Fitzpatrick, 51, was a Bucks County commissioner for a decade before being elected to Congress in 2004. He lost his first reelection bid, in the 2006 Democratic wave. But the attorney picked his spots well, and made a successful comeback four years later; defeating the Democratic congressman he had lost to, Patrick Murphy.

House Republican leaders can’t be happy about Fitzpatrick’s departure after this term. It opens up the swing suburban Philadelphia district, which Barack Obama carried 53-46 percent but lost by just one tenth of one percent in 2012, 49.4 to 49.3.

In the House, Fitzpatrick has a fairly moderate voting record. And agree with him on the issues or not, he’s one of the few to actually stick to his term limits pledge.

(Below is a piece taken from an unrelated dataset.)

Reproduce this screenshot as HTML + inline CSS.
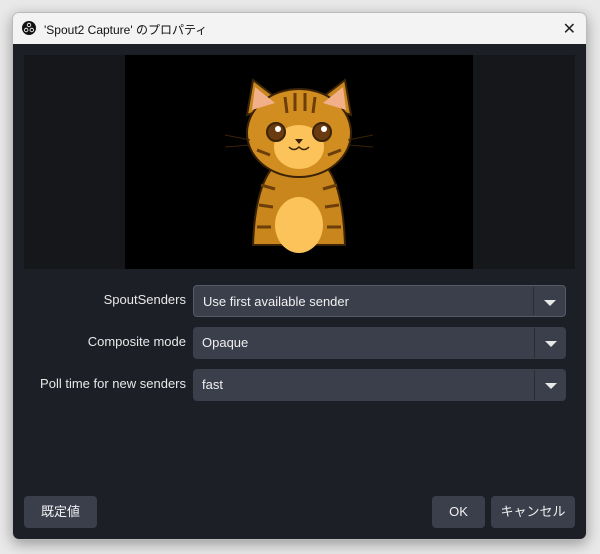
<!DOCTYPE html>
<html><head><meta charset="utf-8"><style>
*{margin:0;padding:0;box-sizing:border-box}
body{width:600px;height:554px;background:#e9e9e9;position:relative;overflow:hidden;font-family:"Liberation Sans","Noto Sans CJK JP",sans-serif}
.win{position:absolute;left:12px;top:12px;width:575px;height:528px;border-radius:7px;overflow:hidden;box-shadow:0 4px 14px rgba(0,0,0,.35);border:1px solid #bbb}
.tb{height:31px;background:#f3f3f3;position:relative;font-size:12px;color:#111}
.tb .t{position:absolute;left:31px;top:8px}
.tb .x{position:absolute;right:10px;top:6px;font-size:16px;font-weight:300;color:#222}
.bd{position:absolute;top:31px;left:0;right:0;bottom:0;background:#1d1f27}
.pv{position:absolute;left:11px;top:11px;width:551px;height:214px;background:#16171b}
.img{position:absolute;left:101px;top:0;width:348px;height:214px;background:#000}
.lab{position:absolute;right:400px;color:#e8e8e8;font-size:13px;text-align:right;white-space:nowrap}
.cb{position:absolute;left:180px;width:373px;height:32px;background:#3b3e4b;border-radius:4px;color:#f0f0f0;font-size:13px;padding:8px 9px}
.cb:after{content:"";position:absolute;right:31px;top:1px;bottom:1px;width:1px;background:#2a2c35}
.cb i{position:absolute;right:9px;top:14px;border-left:6px solid transparent;border-right:6px solid transparent;border-top:6px solid #e8e8e8}
.btn{position:absolute;height:32px;background:#3b3e4b;border-radius:4px;color:#f0f0f0;font-size:13px;text-align:center;line-height:32px}
</style></head><body>
<div class="win">
<div class="tb"><svg style="position:absolute;left:9px;top:8px" width="14" height="14" viewBox="0 0 14 14"><circle cx="7" cy="7" r="7" fill="#111"/><circle cx="7" cy="4" r="2.2" fill="#f3f3f3"/><circle cx="4.2" cy="9" r="2.2" fill="#f3f3f3"/><circle cx="9.8" cy="9" r="2.2" fill="#f3f3f3"/><circle cx="7" cy="4" r="1.3" fill="#111"/><circle cx="4.2" cy="9" r="1.3" fill="#111"/><circle cx="9.8" cy="9" r="1.3" fill="#111"/></svg><span class="t">'Spout2 Capture' のプロパティ</span><span class="x">✕</span></div>
<div class="bd">
<div class="pv"><div class="img">
<svg width="348" height="214" viewBox="0 0 348 214">
<g stroke="#3a2306" stroke-width="2">
<path d="M128 190 Q130 130 150 110 L200 110 Q218 130 220 190 Z" fill="#c9861c"/>
<ellipse cx="174" cy="170" rx="24" ry="28" fill="#fbc35a" stroke="none"/>
<path d="M122 60 L128 25 L158 48 Z" fill="#c9861c"/>
<path d="M226 60 L220 25 L190 48 Z" fill="#c9861c"/>
<ellipse cx="174" cy="78" rx="52" ry="44" fill="#d18d1f"/>
</g>
<path d="M127 55 L130 32 L150 48 Z" fill="#f2b08a"/>
<path d="M221 55 L218 32 L198 48 Z" fill="#f2b08a"/>
<ellipse cx="174" cy="92" rx="25" ry="22" fill="#fbc35a"/>
<circle cx="151" cy="77" r="9" fill="#6a3b10" stroke="#3a2306" stroke-width="2"/><circle cx="197" cy="77" r="9" fill="#6a3b10" stroke="#3a2306" stroke-width="2"/>
<circle cx="153" cy="74" r="3" fill="#fff"/><circle cx="199" cy="74" r="3" fill="#fff"/>
<path d="M170 84 L178 84 L174 89 Z" fill="#3a2306"/>
<path d="M164 92 Q169 97 174 92 Q179 97 184 92" fill="none" stroke="#3a2306" stroke-width="1.5"/>
<g stroke="#6b3e0a" stroke-width="3"><path d="M160 42 L162 58 M170 38 L170 56 M180 38 L180 56 M190 42 L188 58 M132 95 L145 100 M216 95 L203 100 M136 130 L150 134 M212 130 L198 134 M134 150 L148 152 M214 150 L200 152 M132 172 L146 172 M216 172 L202 172"/></g>
<g stroke="#3a2306" stroke-width="1"><path d="M125 85 L100 80 M125 90 L100 92 M223 85 L248 80 M223 90 L248 92"/></g>
</svg></div></div>
<div class="lab" style="top:248px">SpoutSenders</div>
<div class="cb" style="top:241px;border:1px solid #555a66">Use first available sender<i></i></div>
<div class="lab" style="top:290px">Composite mode</div>
<div class="cb" style="top:283px">Opaque<i></i></div>
<div class="lab" style="top:332px">Poll time for new senders</div>
<div class="cb" style="top:325px">fast<i></i></div>
<div class="btn" style="left:11px;width:73px;top:452px">既定値</div>
<div class="btn" style="left:419px;width:53px;top:452px">OK</div>
<div class="btn" style="left:478px;width:84px;top:452px">キャンセル</div>
</div></div>
</body></html>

Most lawmakers backtrack, suggesting they didn’t realize how important seniority was in Congress—or some similar excuse for holding onto power.

Others use the smarmy tactic of leaving the office they hold, while running for another elected job on the public payroll. Consider Kansas Gov. Sam Brownback, a Republican who won that job in 2010 after 14 years in the Senate. Brownback said he was returning home to the Sunflower State in accordance with his self-imposed term limits pledge for his time in Washington. That’s technically true, but Cincinnatus returning to the farm he was not. Instead Brownback just won a different high office—to which he was re-elected just last week.

The argument against term limits is that it throws inexperienced people into public office, depriving more power to the permanent political class of staff and lobbyists. Along those lines, a number of states, most prominently California, have relaxed their state term limits laws in recent years.